Report highlights special educational needs and disability pressures

A pound coin on a £5 note

Surging demand for children's and adult's services is ratcheting up pressure on Leicestershire County Council’s budget, updated proposals underline.

Published today (Thursday), they show that the number of young people requiring special educational needs and disability support (SEND) has risen to record levels over recent months.

Next year alone, service demand across the council is set to ramp up costs by £24m – the biggest ever yearly rise – and by 2024, when combined with inflation, this climbs to £120m. The four-year plan sets out £80m of savings, half of which have been identified, plus an extra £7m to top up road maintenance budgets next year.

The refreshed proposals also reveal plans to maintain the existing opening hours at recycling and household waste sites, following consideration of the public’s feedback, a £100k boost for SHIRE Grants and £75k more to help Trading Standards protect residents from scams.

The £600m capital programme reflects priorities including £16m to tackle climate change, creating 6,400 more school places - 5,900 mainstream and 500 SEND – expanding adult social care accommodation and further rolling out high-speed broadband.

The rapid rise in SEND is our biggest financial risk. Other councils are wrestling with similar issues and new figures suggest we may have to find significantly more funding over the next four years, vastly outstripping the extra Government money received. The Government simply have to recognise this.

Our budget foundations remain strong and we can still balance the books for now.

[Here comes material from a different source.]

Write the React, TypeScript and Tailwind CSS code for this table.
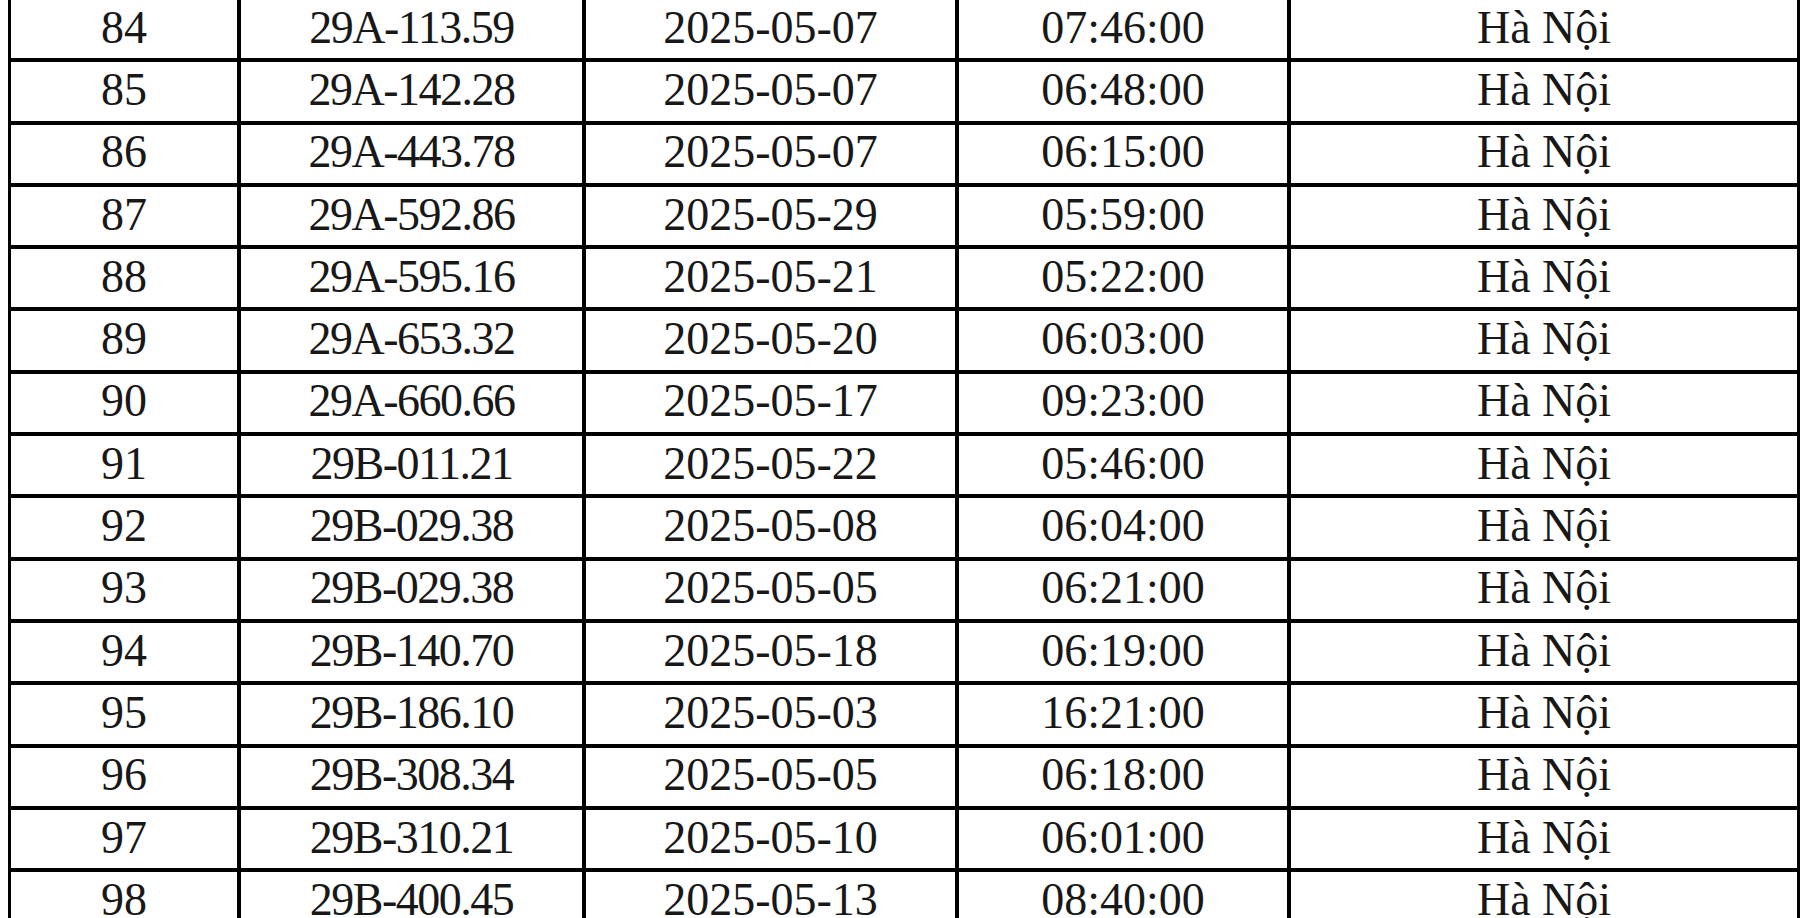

But we’ve saved £210m over the last 10 years and eventually, we won’t be able to do it any more. We’re expecting to hear more about the Government’s plans for funding reform in the spring and remain in regular contact with ministers and MPs to press for Leicestershire to get its fair share.

We’ve listened to concerns about reducing opening hours at waste sites and are using higher than expected Council Tax income to retain the status quo. Our Shire Grants programme and scam-busting work make such a difference to our communities and I’m pleased we can boost budgets.

Leicestershire is growing – and having roads and schools in place to support new communities is vital. Our capital programme is designed to do just that and represents the biggest investment in the county’s infrastructure for a generation. That’s why prioritising resources and improving how we work remain essential.

The £80m breaks down as £24m of detailed savings and a plan to reduce SEND costs by £17m, leaving a £39m gap.

A 3.99 per cent Council Tax increase equates to just over £1 a week and would reduce the impact on services by generating £12m next year to support vulnerable people.

  • The number of children with SEND education, health and care plans has increased by over 50 per cent since 2015 and is now at just under 4,730. A one-off investment of £30m is creating almost 700 extra places and aims to bring down costs
  • Investment in adult social care accommodation would allow 60 people a year to move into housing that helps them to live more independently
  • Leicestershire’s population is set to rise by 107,000 between 2016 and 2041

The council’s cabinet will discuss the report next Friday (7 February) – watch the meeting online.

The final budget proposals will be agreed by the county council at its meeting on 19 February.

The £120m rising costs are made up of £60m of service pressure and £60m inflation costs such as increases in supplier charges and the National Living Wage.

The £24m detailed savings include:
• Recruiting more in-house foster carers to reduce expensive placements
• Reducing adult social care costs by simplifying processes and speeding up support
• Bringing together early help and prevention services - and delivering some in-house
• Reducing disposal costs by recycling and re-using more waste
• Generating more income from property investment

The 3.99 per cent rise includes a two per cent national levy to be invested in adult social care – councils have had the option to include up to eight per cent over four years.

The capital budget is made up of one-off spend to buy or build things and invest in infrastructure.

It’s estimated the savings would lead to a reduction of around 150 full-time equivalent posts over four years although it’s expected the number of compulsory redundancies will be lower, given the scope to manage the position through staff turnover and vacancy control.